Instructions for the task => Output the material below unchanged, apart from leaving out the pictures.

Data excerpt =>

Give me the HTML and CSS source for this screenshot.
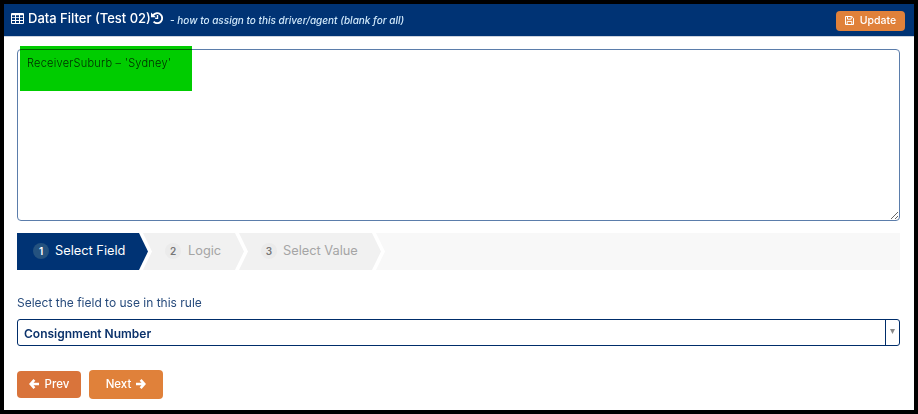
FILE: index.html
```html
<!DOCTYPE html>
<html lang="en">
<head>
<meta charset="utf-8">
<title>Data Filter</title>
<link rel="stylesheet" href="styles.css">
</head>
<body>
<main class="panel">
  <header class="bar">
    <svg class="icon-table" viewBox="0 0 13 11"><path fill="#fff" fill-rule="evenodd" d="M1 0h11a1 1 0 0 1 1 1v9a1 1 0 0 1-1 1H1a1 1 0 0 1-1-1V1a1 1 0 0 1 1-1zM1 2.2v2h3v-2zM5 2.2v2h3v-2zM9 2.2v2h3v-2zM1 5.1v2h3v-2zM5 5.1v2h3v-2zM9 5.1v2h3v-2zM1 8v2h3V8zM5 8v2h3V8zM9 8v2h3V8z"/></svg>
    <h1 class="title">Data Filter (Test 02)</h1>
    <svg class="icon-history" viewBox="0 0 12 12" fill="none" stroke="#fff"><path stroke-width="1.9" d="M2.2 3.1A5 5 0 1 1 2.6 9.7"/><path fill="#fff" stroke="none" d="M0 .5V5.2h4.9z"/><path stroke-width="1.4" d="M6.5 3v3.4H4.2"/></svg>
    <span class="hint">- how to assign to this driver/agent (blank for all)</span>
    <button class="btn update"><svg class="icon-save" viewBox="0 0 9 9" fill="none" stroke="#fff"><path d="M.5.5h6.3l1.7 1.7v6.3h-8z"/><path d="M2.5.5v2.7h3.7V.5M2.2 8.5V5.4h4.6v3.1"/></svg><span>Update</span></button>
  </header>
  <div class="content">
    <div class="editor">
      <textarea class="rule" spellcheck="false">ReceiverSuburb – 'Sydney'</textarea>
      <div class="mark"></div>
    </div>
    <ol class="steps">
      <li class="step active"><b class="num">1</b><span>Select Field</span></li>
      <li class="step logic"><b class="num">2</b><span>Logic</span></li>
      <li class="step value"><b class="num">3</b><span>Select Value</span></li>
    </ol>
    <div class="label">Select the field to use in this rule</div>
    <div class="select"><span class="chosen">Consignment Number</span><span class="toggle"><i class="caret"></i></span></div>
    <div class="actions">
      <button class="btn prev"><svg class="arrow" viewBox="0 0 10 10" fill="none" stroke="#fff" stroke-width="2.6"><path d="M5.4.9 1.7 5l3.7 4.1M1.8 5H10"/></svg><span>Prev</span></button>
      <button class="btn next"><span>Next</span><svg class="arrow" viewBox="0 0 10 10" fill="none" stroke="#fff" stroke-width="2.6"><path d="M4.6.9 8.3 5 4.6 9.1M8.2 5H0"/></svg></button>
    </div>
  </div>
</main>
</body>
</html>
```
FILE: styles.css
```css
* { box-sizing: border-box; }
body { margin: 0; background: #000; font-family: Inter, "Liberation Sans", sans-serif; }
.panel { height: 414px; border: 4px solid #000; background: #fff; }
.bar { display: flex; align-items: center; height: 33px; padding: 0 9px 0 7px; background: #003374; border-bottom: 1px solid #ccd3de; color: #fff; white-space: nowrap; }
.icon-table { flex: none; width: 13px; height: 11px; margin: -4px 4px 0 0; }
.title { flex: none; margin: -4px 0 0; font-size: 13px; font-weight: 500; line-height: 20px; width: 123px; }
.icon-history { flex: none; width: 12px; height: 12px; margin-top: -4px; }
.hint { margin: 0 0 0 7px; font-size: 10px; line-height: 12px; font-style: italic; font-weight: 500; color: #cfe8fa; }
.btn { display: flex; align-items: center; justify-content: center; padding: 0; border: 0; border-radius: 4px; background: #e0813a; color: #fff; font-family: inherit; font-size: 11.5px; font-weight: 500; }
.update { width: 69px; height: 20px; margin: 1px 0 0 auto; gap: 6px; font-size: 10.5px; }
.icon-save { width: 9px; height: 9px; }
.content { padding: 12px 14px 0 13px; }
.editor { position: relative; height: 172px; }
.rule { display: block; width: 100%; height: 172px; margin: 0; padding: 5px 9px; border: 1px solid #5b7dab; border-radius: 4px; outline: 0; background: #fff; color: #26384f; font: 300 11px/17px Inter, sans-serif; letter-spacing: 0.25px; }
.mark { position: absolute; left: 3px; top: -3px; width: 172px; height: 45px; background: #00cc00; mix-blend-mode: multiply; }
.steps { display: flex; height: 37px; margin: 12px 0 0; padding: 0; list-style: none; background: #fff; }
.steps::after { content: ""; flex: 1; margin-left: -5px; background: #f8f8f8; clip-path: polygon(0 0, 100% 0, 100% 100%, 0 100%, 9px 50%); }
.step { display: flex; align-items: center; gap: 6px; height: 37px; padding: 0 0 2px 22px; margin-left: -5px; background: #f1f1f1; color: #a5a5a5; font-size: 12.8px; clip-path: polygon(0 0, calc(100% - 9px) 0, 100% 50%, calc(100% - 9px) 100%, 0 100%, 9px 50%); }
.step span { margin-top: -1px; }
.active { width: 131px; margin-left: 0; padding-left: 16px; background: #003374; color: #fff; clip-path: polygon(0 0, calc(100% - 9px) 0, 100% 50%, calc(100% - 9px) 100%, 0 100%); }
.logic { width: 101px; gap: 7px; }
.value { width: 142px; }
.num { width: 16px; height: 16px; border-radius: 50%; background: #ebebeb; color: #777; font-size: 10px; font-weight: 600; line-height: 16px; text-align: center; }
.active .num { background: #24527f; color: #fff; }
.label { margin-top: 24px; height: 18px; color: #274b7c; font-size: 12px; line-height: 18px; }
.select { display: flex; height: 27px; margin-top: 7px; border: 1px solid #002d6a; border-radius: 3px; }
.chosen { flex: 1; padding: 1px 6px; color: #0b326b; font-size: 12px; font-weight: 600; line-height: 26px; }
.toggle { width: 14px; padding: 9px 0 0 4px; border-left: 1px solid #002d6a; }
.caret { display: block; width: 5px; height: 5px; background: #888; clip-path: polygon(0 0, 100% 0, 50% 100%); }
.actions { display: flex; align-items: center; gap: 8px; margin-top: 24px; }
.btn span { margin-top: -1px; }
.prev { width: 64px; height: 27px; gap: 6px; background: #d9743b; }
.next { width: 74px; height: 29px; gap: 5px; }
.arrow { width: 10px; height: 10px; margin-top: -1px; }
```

Exercise result =>
Give me the HTML and CSS source for this screenshot.
FILE: index.html
```html
<!DOCTYPE html>
<html lang="en">
<head>
<meta charset="utf-8">
<title>Data Filter</title>
<link rel="stylesheet" href="styles.css">
</head>
<body>
<main class="panel">
  <header class="bar">
    <svg class="icon-table" viewBox="0 0 13 11"><path fill="#fff" fill-rule="evenodd" d="M1 0h11a1 1 0 0 1 1 1v9a1 1 0 0 1-1 1H1a1 1 0 0 1-1-1V1a1 1 0 0 1 1-1zM1 2.2v2h3v-2zM5 2.2v2h3v-2zM9 2.2v2h3v-2zM1 5.1v2h3v-2zM5 5.1v2h3v-2zM9 5.1v2h3v-2zM1 8v2h3V8zM5 8v2h3V8zM9 8v2h3V8z"/></svg>
    <h1 class="title">Data Filter (Test 02)</h1>
    <svg class="icon-history" viewBox="0 0 12 12" fill="none" stroke="#fff"><path stroke-width="1.9" d="M2.2 3.1A5 5 0 1 1 2.6 9.7"/><path fill="#fff" stroke="none" d="M0 .5V5.2h4.9z"/><path stroke-width="1.4" d="M6.5 3v3.4H4.2"/></svg>
    <span class="hint">- how to assign to this driver/agent (blank for all)</span>
    <button class="btn update"><svg class="icon-save" viewBox="0 0 9 9" fill="none" stroke="#fff"><path d="M.5.5h6.3l1.7 1.7v6.3h-8z"/><path d="M2.5.5v2.7h3.7V.5M2.2 8.5V5.4h4.6v3.1"/></svg><span>Update</span></button>
  </header>
  <div class="content">
    <div class="editor">
      <textarea class="rule" spellcheck="false">ReceiverSuburb – 'Sydney'</textarea>
      <div class="mark"></div>
    </div>
    <ol class="steps">
      <li class="step active"><b class="num">1</b><span>Select Field</span></li>
      <li class="step logic"><b class="num">2</b><span>Logic</span></li>
      <li class="step value"><b class="num">3</b><span>Select Value</span></li>
    </ol>
    <div class="label">Select the field to use in this rule</div>
    <div class="select"><span class="chosen">Consignment Number</span><span class="toggle"><i class="caret"></i></span></div>
    <div class="actions">
      <button class="btn prev"><svg class="arrow" viewBox="0 0 10 10" fill="none" stroke="#fff" stroke-width="2.6"><path d="M5.4.9 1.7 5l3.7 4.1M1.8 5H10"/></svg><span>Prev</span></button>
      <button class="btn next"><span>Next</span><svg class="arrow" viewBox="0 0 10 10" fill="none" stroke="#fff" stroke-width="2.6"><path d="M4.6.9 8.3 5 4.6 9.1M8.2 5H0"/></svg></button>
    </div>
  </div>
</main>
</body>
</html>
```
FILE: styles.css
```css
* { box-sizing: border-box; }
body { margin: 0; background: #000; font-family: Inter, "Liberation Sans", sans-serif; }
.panel { height: 414px; border: 4px solid #000; background: #fff; }
.bar { display: flex; align-items: center; height: 33px; padding: 0 9px 0 7px; background: #003374; border-bottom: 1px solid #ccd3de; color: #fff; white-space: nowrap; }
.icon-table { flex: none; width: 13px; height: 11px; margin: -4px 4px 0 0; }
.title { flex: none; margin: -4px 0 0; font-size: 13px; font-weight: 500; line-height: 20px; width: 123px; }
.icon-history { flex: none; width: 12px; height: 12px; margin-top: -4px; }
.hint { margin: 0 0 0 7px; font-size: 10px; line-height: 12px; font-style: italic; font-weight: 500; color: #cfe8fa; }
.btn { display: flex; align-items: center; justify-content: center; padding: 0; border: 0; border-radius: 4px; background: #e0813a; color: #fff; font-family: inherit; font-size: 11.5px; font-weight: 500; }
.update { width: 69px; height: 20px; margin: 1px 0 0 auto; gap: 6px; font-size: 10.5px; }
.icon-save { width: 9px; height: 9px; }
.content { padding: 12px 14px 0 13px; }
.editor { position: relative; height: 172px; }
.rule { display: block; width: 100%; height: 172px; margin: 0; padding: 5px 9px; border: 1px solid #5b7dab; border-radius: 4px; outline: 0; background: #fff; color: #26384f; font: 300 11px/17px Inter, sans-serif; letter-spacing: 0.25px; }
.mark { position: absolute; left: 3px; top: -3px; width: 172px; height: 45px; background: #00cc00; mix-blend-mode: multiply; }
.steps { display: flex; height: 37px; margin: 12px 0 0; padding: 0; list-style: none; background: #fff; }
.steps::after { content: ""; flex: 1; margin-left: -5px; background: #f8f8f8; clip-path: polygon(0 0, 100% 0, 100% 100%, 0 100%, 9px 50%); }
.step { display: flex; align-items: center; gap: 6px; height: 37px; padding: 0 0 2px 22px; margin-left: -5px; background: #f1f1f1; color: #a5a5a5; font-size: 12.8px; clip-path: polygon(0 0, calc(100% - 9px) 0, 100% 50%, calc(100% - 9px) 100%, 0 100%, 9px 50%); }
.step span { margin-top: -1px; }
.active { width: 131px; margin-left: 0; padding-left: 16px; background: #003374; color: #fff; clip-path: polygon(0 0, calc(100% - 9px) 0, 100% 50%, calc(100% - 9px) 100%, 0 100%); }
.logic { width: 101px; gap: 7px; }
.value { width: 142px; }
.num { width: 16px; height: 16px; border-radius: 50%; background: #ebebeb; color: #777; font-size: 10px; font-weight: 600; line-height: 16px; text-align: center; }
.active .num { background: #24527f; color: #fff; }
.label { margin-top: 24px; height: 18px; color: #274b7c; font-size: 12px; line-height: 18px; }
.select { display: flex; height: 27px; margin-top: 7px; border: 1px solid #002d6a; border-radius: 3px; }
.chosen { flex: 1; padding: 1px 6px; color: #0b326b; font-size: 12px; font-weight: 600; line-height: 26px; }
.toggle { width: 14px; padding: 9px 0 0 4px; border-left: 1px solid #002d6a; }
.caret { display: block; width: 5px; height: 5px; background: #888; clip-path: polygon(0 0, 100% 0, 50% 100%); }
.actions { display: flex; align-items: center; gap: 8px; margin-top: 24px; }
.btn span { margin-top: -1px; }
.prev { width: 64px; height: 27px; gap: 6px; background: #d9743b; }
.next { width: 74px; height: 29px; gap: 5px; }
.arrow { width: 10px; height: 10px; margin-top: -1px; }
```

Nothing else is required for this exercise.